Task to carry out - Transcribe the data in full and exactly, omitting any pictures.

Supplied data -
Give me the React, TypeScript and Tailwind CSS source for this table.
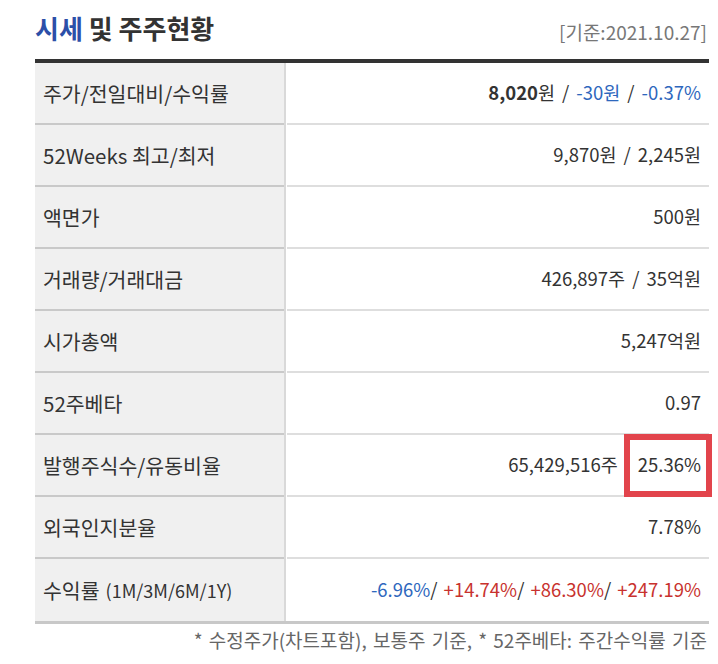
import React from "react";

type Row = { label: React.ReactNode; value: React.ReactNode; boxed?: boolean };

const blue = "text-[#2e67bd]";
const red = "text-[#c8322e]";
const sep = "mx-[7px]";

const rows: Row[] = [
  {
    label: "주가/전일대비/수익률",
    value: (
      <>
        <span className="font-bold">8,020</span>원<span className={sep}>/</span>
        <span className={blue}>-30원</span>
        <span className={sep}>/</span>
        <span className={blue}>-0.37%</span>
      </>
    ),
  },
  { label: "52Weeks 최고/최저", value: <>9,870원<span className={sep}>/</span>2,245원</> },
  { label: "액면가", value: "500원" },
  { label: "거래량/거래대금", value: <>426,897주<span className={sep}>/</span>35억원</> },
  { label: "시가총액", value: "5,247억원" },
  { label: "52주베타", value: "0.97" },
  {
    label: "발행주식수/유동비율",
    value: (
      <>
        65,429,516주<span className="inline-block w-[20px]" />25.36%
      </>
    ),
    boxed: true,
  },
  { label: "외국인지분율", value: "7.78%" },
  {
    label: (
      <>
        수익률<span className="ml-[6px] text-[18px]">(1M/3M/6M/1Y)</span>
      </>
    ),
    value: (
      <>
        <span className={blue}>-6.96%</span>/
        <span className={`${red} ml-[6px]`}>+14.74%</span>/
        <span className={`${red} ml-[6px]`}>+86.30%</span>/
        <span className={`${red} ml-[6px]`}>+247.19%</span>
      </>
    ),
  },
];

export default function App() {
  return (
    <div
      className="w-[718px] h-[664px] bg-white text-[#333] pl-[35px] pr-[9px]"
      style={{ fontFamily: '"Noto Sans CJK KR", "Noto Sans", sans-serif' }}
    >
      <div className="flex items-end justify-between h-[59px] pb-[18px]">
        <h2 className="text-[26px] font-bold leading-none">
          <span className="text-[#2c4fa8]">시세</span> 및 주주현황
        </h2>
        <span className="text-[19px] text-[#777] leading-none mr-[2px]">[기준:2021.10.27]</span>
      </div>

      <div className="border-t-4 border-[#333] border-b-[3px] border-b-[#c8c8c8]">
        {rows.map((row, i) => (
          <div key={i} className="flex h-[62px]">
            <div
              className={`w-[249px] bg-[#f0f0f0] flex items-center pl-[8px] text-[20.5px] ${
                i < rows.length - 1 ? "border-b-2 border-[#c9c9c9]" : ""
              }`}
            >
              {row.label}
            </div>
            <div className="w-[2px] bg-[#d9d9d9]" />
            <div className="flex-1 pl-[1px]">
              <div
                className={`relative h-full flex items-center justify-end pr-[8px] text-[18.5px] ${
                  i < rows.length - 1 ? "border-b-2 border-[#dedede]" : ""
                }`}
              >
                {row.value}
                {row.boxed && (
                  <div className="absolute right-[-3px] top-[-1px] w-[88px] h-[63px] border-[6px] border-[#e2444c]" />
                )}
              </div>
            </div>
          </div>
        ))}
      </div>

      <p className="text-right text-[19px] text-[#666] mt-[2px] mr-[2px] leading-[28px] [word-spacing:2px]">
        * 수정주가(차트포함), 보통주 기준, * 52주베타: 주간수익률 기준
      </p>
    </div>
  );
}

Reply -
Give me the React, TypeScript and Tailwind CSS source for this table.
import React from "react";

type Row = { label: React.ReactNode; value: React.ReactNode; boxed?: boolean };

const blue = "text-[#2e67bd]";
const red = "text-[#c8322e]";
const sep = "mx-[7px]";

const rows: Row[] = [
  {
    label: "주가/전일대비/수익률",
    value: (
      <>
        <span className="font-bold">8,020</span>원<span className={sep}>/</span>
        <span className={blue}>-30원</span>
        <span className={sep}>/</span>
        <span className={blue}>-0.37%</span>
      </>
    ),
  },
  { label: "52Weeks 최고/최저", value: <>9,870원<span className={sep}>/</span>2,245원</> },
  { label: "액면가", value: "500원" },
  { label: "거래량/거래대금", value: <>426,897주<span className={sep}>/</span>35억원</> },
  { label: "시가총액", value: "5,247억원" },
  { label: "52주베타", value: "0.97" },
  {
    label: "발행주식수/유동비율",
    value: (
      <>
        65,429,516주<span className="inline-block w-[20px]" />25.36%
      </>
    ),
    boxed: true,
  },
  { label: "외국인지분율", value: "7.78%" },
  {
    label: (
      <>
        수익률<span className="ml-[6px] text-[18px]">(1M/3M/6M/1Y)</span>
      </>
    ),
    value: (
      <>
        <span className={blue}>-6.96%</span>/
        <span className={`${red} ml-[6px]`}>+14.74%</span>/
        <span className={`${red} ml-[6px]`}>+86.30%</span>/
        <span className={`${red} ml-[6px]`}>+247.19%</span>
      </>
    ),
  },
];

export default function App() {
  return (
    <div
      className="w-[718px] h-[664px] bg-white text-[#333] pl-[35px] pr-[9px]"
      style={{ fontFamily: '"Noto Sans CJK KR", "Noto Sans", sans-serif' }}
    >
      <div className="flex items-end justify-between h-[59px] pb-[18px]">
        <h2 className="text-[26px] font-bold leading-none">
          <span className="text-[#2c4fa8]">시세</span> 및 주주현황
        </h2>
        <span className="text-[19px] text-[#777] leading-none mr-[2px]">[기준:2021.10.27]</span>
      </div>

      <div className="border-t-4 border-[#333] border-b-[3px] border-b-[#c8c8c8]">
        {rows.map((row, i) => (
          <div key={i} className="flex h-[62px]">
            <div
              className={`w-[249px] bg-[#f0f0f0] flex items-center pl-[8px] text-[20.5px] ${
                i < rows.length - 1 ? "border-b-2 border-[#c9c9c9]" : ""
              }`}
            >
              {row.label}
            </div>
            <div className="w-[2px] bg-[#d9d9d9]" />
            <div className="flex-1 pl-[1px]">
              <div
                className={`relative h-full flex items-center justify-end pr-[8px] text-[18.5px] ${
                  i < rows.length - 1 ? "border-b-2 border-[#dedede]" : ""
                }`}
              >
                {row.value}
                {row.boxed && (
                  <div className="absolute right-[-3px] top-[-1px] w-[88px] h-[63px] border-[6px] border-[#e2444c]" />
                )}
              </div>
            </div>
          </div>
        ))}
      </div>

      <p className="text-right text-[19px] text-[#666] mt-[2px] mr-[2px] leading-[28px] [word-spacing:2px]">
        * 수정주가(차트포함), 보통주 기준, * 52주베타: 주간수익률 기준
      </p>
    </div>
  );
}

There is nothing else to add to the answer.